ELECTROMAGNETIC WAVE SCATTERING FROM STRIP IN THE PRESENCE OF CHIRAL MEDIUM USING KOBAYASHI POTENTIAL METHOD

Abstract

In this study, scattering of electromagnetic plane wave from an impedance strip located at an infinitely extended planar interface has been presented. One half space of the geometry is occupied by free space medium whereas other half space is that of the chiral medium. Assuming that chiral medium is lossless, reciprocal, homogeneous and thickness of the strip is negligibly small, Kobayashi potential method has been used as method for analysis. In order to develop good understanding of the Kobayashi potential method when applied for study of scattering in the presence of chiral medium, simple situations are first considered. As analysis of scattering in an unbounded medium is simpler than that in the presence of interface and perfect electric conducting surface is considered a special case of impedance surface. So, a perfect electric conducting strip placed in an unbounded chiral medium is treated first followed by an impedance strip in unbounded chiral medium. Finally, scattering from perfect electric conducting strip and impedance strip at the planar interface of free space and chiral mediums is investigated. In the problem formulation generic form of scattered fields which satisfy two dimensional Helmholtz ‟ s equation with unknown weighting functions is considered.
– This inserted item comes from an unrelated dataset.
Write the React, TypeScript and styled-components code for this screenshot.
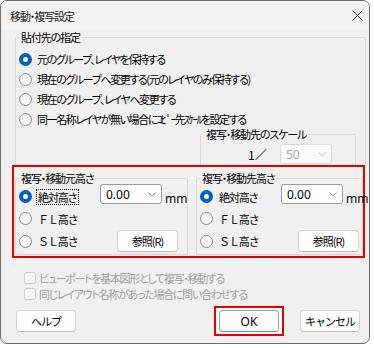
import React from "react";
import styled, { createGlobalStyle, css } from "styled-components";

const GlobalStyle = createGlobalStyle`
  html, body { margin: 0; padding: 0; background: #ffffff; }
  body {
    font-family: "Noto Sans CJK JP", "Noto Sans", sans-serif;
    font-size: 11px;
    letter-spacing: -1.1px;
    color: #000;
    font-feature-settings: "palt";
  }
  * { box-sizing: border-box; }
`;

const Window = styled.div`
  width: 370px;
  border: 1px solid #6e6e6e;
  border-radius: 7px;
  background: #f0f0f0;
  overflow: hidden;
`;

const TitleBar = styled.div`
  height: 29px;
  display: flex;
  align-items: center;
  justify-content: space-between;
  padding: 0 6px 0 9px;
  background: #f3f3f3;
`;

const Title = styled.span`
  font-size: 11px;
  color: #1a1a1a;
`;

const CloseButton = styled.span`
  width: 12px;
  height: 12px;
  display: flex;
  align-items: center;
  justify-content: center;
`;

const Body = styled.div`
  padding: 0 3px 7px 14px;
  display: flex;
  flex-direction: column;
`;

const Group = styled.fieldset`
  margin: 0;
  min-width: 0;
  border: 1px solid #d9d9d9;
  border-radius: 2px;
  padding: 0 0 3px 3px;
`;

const Legend = styled.legend`
  padding: 0 2px;
  margin-left: 0;
  line-height: 15px;
  font-size: 11px;
`;

const PasteGroup = styled(Group)`
  width: 351px;
  border-bottom: none;
  border-radius: 2px 2px 0 0;
  padding: 4px 0 0 3px;
  display: flex;
  flex-direction: column;
`;

const RadioRow = styled.label`
  height: 20px;
  display: flex;
  align-items: center;
  gap: 5px;
  white-space: nowrap;
  letter-spacing: -1.4px;
`;

const RadioDot = styled.span<{ $checked?: boolean }>`
  width: 13px;
  height: 13px;
  border-radius: 50%;
  flex: none;
  ${(p) =>
    p.$checked
      ? css`
          background: #ffffff;
          border: 4px solid #005fb8;
        `
      : css`
          background: #f7f7f7;
          border: 1px solid #8a8a8a;
        `}
`;

const FocusText = styled.span<{ $focused?: boolean; $fullWidth?: boolean }>`
  padding: 0 2px 0 1px;
  line-height: 14px;
  letter-spacing: -1.1px;
  outline: ${(p) => (p.$focused ? "1px dotted #000" : "none")};
  font-feature-settings: ${(p) => (p.$fullWidth ? "normal" : "\"palt\"")};
`;

const ScaleGroup = styled(Group)`
  width: 156px;
  align-self: flex-end;
  margin: -2px 9px 0 0;
  border-bottom: none;
  border-radius: 2px 2px 0 0;
  padding: 2px 0 1px 3px;
`;

const ScaleRow = styled.div`
  display: flex;
  align-items: center;
  height: 20px;
`;

const Ratio = styled.span`
  margin-left: 44px;
  width: 32px;
  font-size: 12px;
  letter-spacing: 0;
`;

const Combo = styled.div<{ $disabled?: boolean; $width: number }>`
  width: ${(p) => p.$width}px;
  height: 20px;
  display: flex;
  align-items: center;
  justify-content: space-between;
  padding: 0 5px 0 5px;
  border-radius: 3px;
  font-family: "Noto Sans", "Liberation Sans", sans-serif;
  font-size: 12px;
  letter-spacing: 0;
  ${(p) =>
    p.$disabled
      ? css`
          background: #fafafa;
          border: 1px solid #dadada;
          color: #a8a8a8;
        `
      : css`
          background: #ffffff;
          border: 1px solid #9a9a9a;
          color: #000;
        `}
`;

const Highlight = styled.div`
  width: 353px;
  margin-left: -3px;
  border: 2px solid #e60000;
  padding: 4px 0 1px 1px;
  display: flex;
  gap: 8px;
`;

const HeightGroup = styled(Group)<{ $width: number }>`
  width: ${(p) => p.$width}px;
  display: grid;
  grid-template-columns: 81px 62px auto;
  grid-template-rows: 21px 23px 22px;
  padding: 0 0 2px 3px;
`;

const HeightLegend = styled(Legend)`
  padding: 0 1px;
  margin-left: 1px;
`;

const GridRadio = styled(RadioRow)<{ $row: number }>`
  grid-column: 1;
  grid-row: ${(p) => p.$row};
  height: auto;
`;

const ComboCell = styled.div`
  grid-column: 2;
  grid-row: 1;
  align-self: start;
  margin-top: -2px;
`;

const Unit = styled.span`
  grid-column: 3;
  grid-row: 1;
  align-self: center;
  margin: 3px 0 0 3px;
  font-family: "Noto Sans", "Liberation Sans", sans-serif;
  font-size: 12px;
  letter-spacing: 0;
`;

const Button = styled.button<{ $default?: boolean }>`
  width: 60px;
  height: 22px;
  padding: 0;
  font-family: inherit;
  font-size: 11px;
  letter-spacing: -1px;
  white-space: nowrap;
  color: #000;
  background: #fdfdfd;
  border-radius: 4px;
  border: 1px solid ${(p) => (p.$default ? "#7fa9d9" : "#d3d3d3")};
  border-bottom-color: ${(p) => (p.$default ? "#5b8fcc" : "#bdbdbd")};
`;

const OkButton = styled(Button)`
  font-family: "Noto Sans", "Liberation Sans", sans-serif;
  font-size: 12px;
  letter-spacing: 0;
`;

const RefButton = styled(Button)`
  grid-column: 2 / span 2;
  grid-row: 3;
  width: 61px;
  margin-left: 17px;
  align-self: center;
`;

const Options = styled.div`
  margin-top: 12px;
  padding-left: 9px;
  display: flex;
  flex-direction: column;
`;

const CheckRow = styled.label`
  height: 16px;
  display: flex;
  align-items: center;
  gap: 3px;
  color: #a0a0a0;
  white-space: nowrap;
  letter-spacing: -1.3px;
`;

const CheckBox = styled.span`
  width: 12px;
  height: 12px;
  border: 1px solid #cccccc;
  border-radius: 3px;
  background: #f6f6f6;
  flex: none;
`;

const ButtonBar = styled.div`
  margin-top: 4px;
  padding-left: 1px;
  display: flex;
  align-items: center;
`;

const OkFrame = styled.div`
  margin-left: auto;
  margin-right: 16px;
  border: 2px solid #e60000;
  background: #ffffff;
  padding: 2px 3px;
  display: flex;
`;

const CancelButton = styled(Button)`
  margin-right: 6px;
`;

const Chevron = ({ color }: { color: string }) => (
  <svg width="8" height="5" viewBox="0 0 8 5">
    <path d="M0.5 0.5 L4 4 L7.5 0.5" fill="none" stroke={color} strokeWidth="1" />
  </svg>
);

const HeightPanel = ({
  title,
  width,
  focused,
}: {
  title: string;
  width: number;
  focused?: boolean;
}) => (
  <HeightGroup $width={width}>
    <HeightLegend>{title}</HeightLegend>
    <GridRadio $row={1}>
      <RadioDot $checked />
      <FocusText $focused={focused}>絶対高さ</FocusText>
    </GridRadio>
    <ComboCell>
      <Combo $width={62}>
        <span>0.00</span>
        <Chevron color="#808080" />
      </Combo>
    </ComboCell>
    <Unit>mm</Unit>
    <GridRadio $row={2}>
      <RadioDot />
      <FocusText $fullWidth>ＦＬ高さ</FocusText>
    </GridRadio>
    <GridRadio $row={3}>
      <RadioDot />
      <FocusText $fullWidth>ＳＬ高さ</FocusText>
    </GridRadio>
    <RefButton>参照(R)</RefButton>
  </HeightGroup>
);

export default function App() {
  return (
    <>
      <GlobalStyle />
      <Window>
        <TitleBar>
          <Title>移動・複写設定</Title>
          <CloseButton>
            <svg width="11" height="11" viewBox="0 0 11 11">
              <path d="M0.5 0.5 L10.5 10.5 M10.5 0.5 L0.5 10.5" stroke="#333" strokeWidth="1" />
            </svg>
          </CloseButton>
        </TitleBar>
        <Body>
          <PasteGroup>
            <Legend>貼付先の指定</Legend>
            <RadioRow>
              <RadioDot $checked />
              <span>元のグループ、レイヤを保持する</span>
            </RadioRow>
            <RadioRow>
              <RadioDot />
              <span>現在のグループへ変更する(元のレイヤのみ保持する)</span>
            </RadioRow>
            <RadioRow>
              <RadioDot />
              <span>現在のグループ、レイヤへ変更する</span>
            </RadioRow>
            <RadioRow>
              <RadioDot />
              <span>同一名称レイヤが無い場合にｺﾋﾟｰ先ｽｹｰﾙを設定する</span>
            </RadioRow>
            <ScaleGroup>
              <Legend>複写・移動先のスケール</Legend>
              <ScaleRow>
                <Ratio>1／</Ratio>
                <Combo $disabled $width={52}>
                  <span>50</span>
                  <Chevron color="#c0c0c0" />
                </Combo>
              </ScaleRow>
            </ScaleGroup>
          </PasteGroup>
          <Highlight>
            <HeightPanel title="複写・移動元高さ" width={173} focused />
            <HeightPanel title="複写・移動先高さ" width={167} />
          </Highlight>
          <Options>
            <CheckRow>
              <CheckBox />
              <span>ビューポートを基本図形として複写・移動する</span>
            </CheckRow>
            <CheckRow>
              <CheckBox />
              <span>同じレイアウト名称があった場合に問い合わせする</span>
            </CheckRow>
          </Options>
          <ButtonBar>
            <Button>ヘルプ</Button>
            <OkFrame>
              <OkButton $default>OK</OkButton>
            </OkFrame>
            <CancelButton>キャンセル</CancelButton>
          </ButtonBar>
        </Body>
      </Window>
    </>
  );
}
To satisfy a set of boundary and edge conditions properties of Weber-Schafheitlin integral are applied. In this step, unknown weighting functions are also written in terms of unknown expansion coefficients which are determined by applying the remaining boundary conditions and orthogonal properties of the Jacobi polynomials. Far zone scattered fields are determined by applying the Saddle point method of integration. For different parameters of interests, the monostatic and bistatic scattering widths have been analyzed numerically. The convergence of solution corresponding to the number of expansion coefficients is also examined numerically.